Manipulating these gives $\frac{AK}{DK}=\frac{(PB+PC)^2}{2\cdot PB\cdot PC}.$ Thus $\frac{AK}{DK}\cdot\frac{AB}{AF}\cdot\frac{AC}{AE}=\frac12,$ and we are done.

~cocohearts

## Solution 1

WLOG, let $AB = 1$. Let $[ABD] = X, [ACD] = Y$, and $\angle BAD = \theta$. After some angle chasing, we find that $\angle BCF \cong \angle BEC \cong \theta$ and $\angle FBC \cong \angle BCE \cong 120^{\circ}$. Therefore, $\triangle FBC$ ~ $\triangle BCE$.

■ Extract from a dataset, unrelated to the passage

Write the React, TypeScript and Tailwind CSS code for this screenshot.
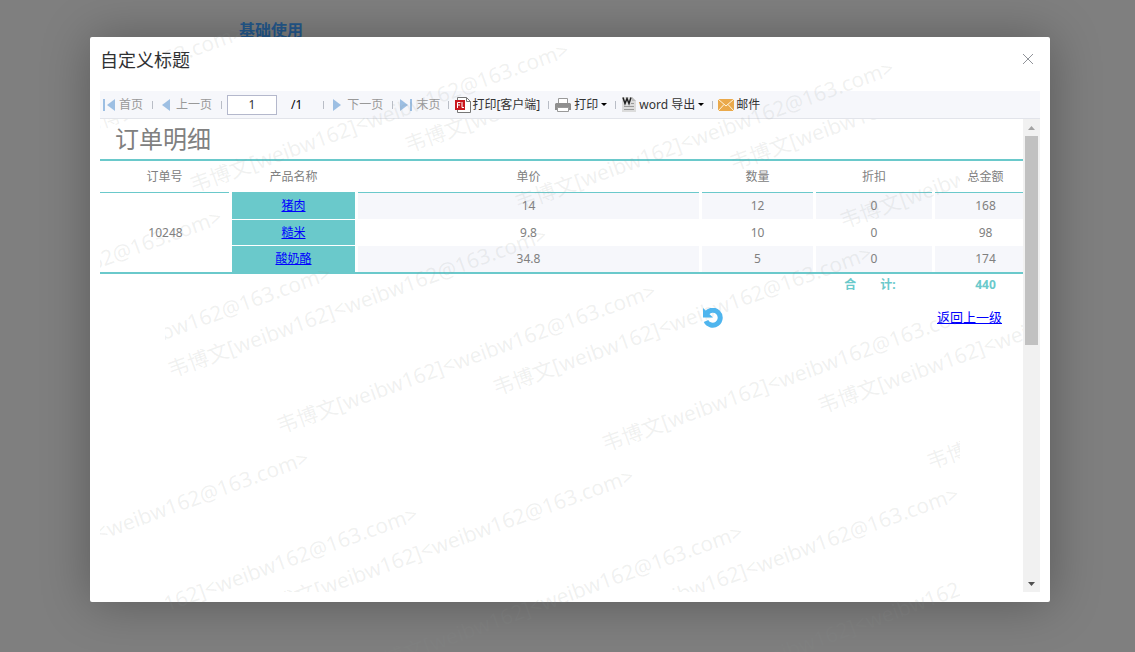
import type { ReactNode } from "react";

type Product = {
  name: string;
  price: string;
  quantity: string;
  discount: string;
  total: string;
};

const products: Product[] = [
  { name: "猪肉", price: "14", quantity: "12", discount: "0", total: "168" },
  { name: "糙米", price: "9.8", quantity: "10", discount: "0", total: "98" },
  { name: "酸奶酪", price: "34.8", quantity: "5", discount: "0", total: "174" },
];

const WATERMARK = "韦博文[weibw162]<weibw162@163.com>";

// bottom left corner of each watermark, relative to its layer
const pageMarks = [
  [-296, 177], [29, 195], [354, 213], [679, 231],
  [-209, 418], [116, 436], [441, 454], [766, 472],
  [-122, 659], [203, 677], [528, 695],
];
const reportMarks = [
  [-16, 18], [309, 36], [634, 54],
  [-253, 243], [72, 261], [397, 279], [722, 297],
  [-166, 484], [159, 502], [484, 520],
];

function Watermarks({ marks }: { marks: number[][] }) {
  return (
    <>
      {marks.map(([left, top]) => (
        <span
          key={`${left},${top}`}
          className="absolute origin-bottom-left -rotate-20 whitespace-nowrap text-[21px] leading-5 text-[#8a8f8d]/13"
          style={{ left, top: top - 20 }}
        >
          {WATERMARK}
        </span>
      ))}
    </>
  );
}

function Separator() {
  return <span className="h-2 w-px shrink-0 bg-[#b9bdc6]" />;
}

function Arrow({ flip, bar }: { flip?: boolean; bar?: boolean }) {
  return (
    <svg width={bar ? 12 : 8} height="12" viewBox={bar ? "0 0 12 12" : "4 0 8 12"} className={flip ? "rotate-180" : ""} fill="#9dbfe3">
      {bar && <path d="M0 0h2v12H0z" />}
      <path d="M12 0v12L4 6z" />
    </svg>
  );
}

function Caret() {
  return (
    <svg width="6" height="3" viewBox="0 0 6 3">
      <path d="M0 0h6L3 3z" fill="#000" />
    </svg>
  );
}

function ToolButton({ children, className = "" }: { children: ReactNode; className?: string }) {
  return <button className={`flex shrink-0 items-center whitespace-nowrap ${className}`}>{children}</button>;
}

function Toolbar() {
  return (
    <div className="flex h-7 shrink-0 items-center border-b border-[#e2e4ea] bg-[#f6f7fb] pl-[3px] text-[12px] text-[#333]">
      <ToolButton className="mr-[9px] gap-1 text-[#999]">
        <Arrow bar />首页
      </ToolButton>
      <Separator />
      <ToolButton className="mx-[9px] gap-[6px] text-[#999]">
        <Arrow />上一页
      </ToolButton>
      <Separator />
      <input
        aria-label="页码"
        defaultValue="1"
        className="ml-[5px] h-5 w-[50px] border border-[#b4b8cc] bg-white text-center text-[12px]"
      />
      <span className="mr-[21px] ml-[14px] text-black">/1</span>
      <Separator />
      <ToolButton className="mx-[9px] gap-[6px] text-[#999]">
        <Arrow flip />下一页
      </ToolButton>
      <Separator />
      <ToolButton className="mr-2 ml-[7px] gap-1 text-[#999]">
        <Arrow flip bar />末页
      </ToolButton>
      <Separator />
      <ToolButton className="mr-2 ml-[6px] gap-px">
        <svg width="16" height="16" viewBox="0 0 16 16">
          <path d="M2.5 .5h9l4 4v11h-13z" fill="#fff" stroke="#777" />
          <path d="M11.5 .5v4h4" fill="none" stroke="#777" />
          <path d="M0 3h10v10H0z" fill="#c9171e" />
          <path d="M2.500 11V5.500h3M2.500 8h2.500M7 5v5.500h2" fill="none" stroke="#fff" />
        </svg>
        打印[客户端]
      </ToolButton>
      <Separator />
      <ToolButton className="mr-2 ml-[6px] gap-[3px]">
        <svg width="16" height="14" viewBox="0 0 16 14">
          <path d="M3.5 .5h9v5h-9z" fill="#fff" stroke="#999" />
          <path d="M1 5h14l1 1v6H0V6z" fill="#8f8f8f" />
          <path d="M2.5 9.500h11v4h-11z" fill="#fff" stroke="#999" />
        </svg>
        打印
        <Caret />
      </ToolButton>
      <Separator />
      <ToolButton className="mr-2 ml-[6px] gap-[3px]">
        <svg width="14" height="15" viewBox="0 0 14 15">
          <path d="M0 0h10l4 4v11H0z" fill="#dcdcdc" />
          <path d="M10 0v4h4z" fill="#bbb" />
          <path d="M1 .5l2 6 2-5 2 5 2-6" fill="none" stroke="#222" strokeWidth="1.5" />
          <path d="M2 9.500h10M2 12.500h10M9 6.500h3" stroke="#999" />
        </svg>
        word 导出
        <Caret />
      </ToolButton>
      <Separator />
      <ToolButton className="ml-[5px] gap-[2px]">
        <svg width="16" height="12" viewBox="0 0 16 12">
          <path d="M0 0h16v12H0z" fill="#eaa94b" />
          <path d="M0 0l8 7 8-7M0 12l6-6.500M16 12l-6-6.500" fill="none" stroke="#fff5e0" />
        </svg>
        邮件
      </ToolButton>
    </div>
  );
}

function Report() {
  const head = "h-8 border-b border-[#6ac9cb] font-normal";
  const rowHeights = ["h-[26px]", "h-[27px]", "h-7"];
  const nameBorders = ["", "border-y border-white", "border-b-2 border-[#6ac9cb]"];

  return (
    <div className="min-w-0 flex-1">
      <h2 className="h-10 pl-[15px] text-[24px] leading-10 text-[#808080]">订单明细</h2>
      <table className="w-full table-fixed border-separate border-spacing-0 border-t-2 border-[#6ac9cb] text-center text-[12px] leading-4 text-[#808080]">
        <colgroup>
          <col className="w-[129px]" />
          <col className="w-[3px]" />
          <col className="w-[123px]" />
          <col className="w-[3px]" />
          <col />
          <col className="w-[3px]" />
          <col className="w-[111px]" />
          <col className="w-[3px]" />
          <col className="w-[116px]" />
          <col className="w-[3px]" />
          <col className="w-[88px]" />
        </colgroup>
        <thead>
          <tr>
            <th className={head}>订单号</th>
            <th />
            <th className={head}>产品名称</th>
            <th />
            <th className={head}>单价</th>
            <th />
            <th className={head}>数量</th>
            <th />
            <th className={head}>折扣</th>
            <th />
            <th className={`${head} pl-[13px]`}>总金额</th>
          </tr>
        </thead>
        <tbody>
          {products.map((product, idx) => {
            const edge = idx === products.length - 1 ? "border-b-2 border-[#6ac9cb]" : "";
            const cell = `${edge} ${idx % 2 === 0 ? "bg-[#f6f7fb]" : ""}`;
            return (
              <tr key={product.name} className={rowHeights[idx]}>
                {idx === 0 && (
                  <td rowSpan={3} className="border-b-2 border-[#6ac9cb] pl-[2px]">10248</td>
                )}
                <td className={edge} />
                <td className={`${nameBorders[idx]} bg-[#6ac9cb]`}>
                  <a href="#" className="text-[#0000ff] underline">{product.name}</a>
                </td>
                <td className={edge} />
                <td className={cell}>{product.price}</td>
                <td className={edge} />
                <td className={cell}>{product.quantity}</td>
                <td className={edge} />
                <td className={cell}>{product.discount}</td>
                <td className={edge} />
                <td className={`${cell} pl-[13px]`}>{product.total}</td>
              </tr>
            );
          })}
        </tbody>
        <tfoot>
          <tr className="h-[22px] font-bold text-[#6ac9cb]">
            <td colSpan={8} />
            <td className="pr-2 whitespace-pre">{"合\u3000\u3000计:"}</td>
            <td />
            <td className="pl-[13px]">440</td>
          </tr>
        </tfoot>
      </table>
      <div className="flex justify-end pt-[11px] pr-[21px]">
        <a href="#" className="text-[13px] leading-5 text-[#0000ff] underline">返回上一级</a>
      </div>
    </div>
  );
}

function Scrollbar() {
  return (
    <div className="flex w-[17px] shrink-0 flex-col items-center bg-[#f1f1f1]">
      <div className="flex h-[17px] items-center">
        <svg width="7" height="4" viewBox="0 0 7 4"><path d="M0 4h7L3.500 0z" fill="#a3a3a3" /></svg>
      </div>
      <div className="h-[209px] w-[13px] bg-[#c1c1c1]" />
      <div className="mt-auto flex h-[17px] items-center">
        <svg width="7" height="4" viewBox="0 0 7 4"><path d="M0 0h7L3.500 4z" fill="#505050" /></svg>
      </div>
    </div>
  );
}

export default function App() {
  return (
    <div className="relative flex h-screen flex-col overflow-hidden bg-[#7f7f7f] pt-[37px] pr-[85px] pb-[50px] pl-[90px] font-['Noto_Sans','Noto_Sans_CJK_SC',sans-serif]">
      <a href="#" className="absolute top-5 left-[239px] text-[16px] leading-5 font-bold text-[#24588c]">基础使用</a>

      <div role="dialog" aria-label="自定义标题" className="relative flex min-h-0 flex-1 flex-col rounded-[2px] bg-white px-[10px] pb-[10px] shadow-[1px_1px_50px_rgba(0,0,0,0.3)]">
        <div className="flex h-[54px] shrink-0 items-start justify-between pt-[11px]">
          <h1 className="text-[18px] leading-6 text-[#303133]">自定义标题</h1>
          <button aria-label="关闭" className="mt-[6px] mr-[7px]">
            <svg width="10" height="10" viewBox="0 0 10 10">
              <path d="M0 0l10 10M10 0L0 10" stroke="#909399" />
            </svg>
          </button>
        </div>
        <Toolbar />
        <div className="relative flex min-h-0 flex-1">
          <Report />
          <Scrollbar />
          <div className="pointer-events-none absolute inset-y-0 right-[17px] left-0 overflow-hidden">
            <Watermarks marks={reportMarks} />
          </div>
          <svg width="20" height="20" viewBox="0 0 20 20" className="absolute top-[189px] left-[603px]">
            <path d="M3.5 5.500A7.500 7.500 0 1 1 3 13" fill="none" stroke="#4fb5ee" strokeWidth="5" />
            <path d="M0 0l10 9.500H0z" fill="#4fb5ee" />
          </svg>
        </div>
      </div>

      <div className="pointer-events-none absolute inset-y-0 right-[175px] left-[165px] overflow-hidden">
        <Watermarks marks={pageMarks} />
      </div>
    </div>
  );
}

Lemma 1: If $BF = k$, then $CE = \frac 1k$. This lemma results directly from the fact that $\triangle FBC$ ~ $\triangle BCE$; $\frac{BF}{BC} = \frac{BF}{1} = \frac{BC}{CE} = \frac{1}{CE}$, or $CE = \frac{1}{BF}$.

Lemma 2: $[AEF] = (k+\frac 1k + 2)(X+Y)$. We see that $[AEF] = (X+Y) \frac{[AEF]}{[ABC]} = (k+1)(1+\frac 1k)(X+Y) = (k + \frac 1k + 2)(X+Y)$, as desired.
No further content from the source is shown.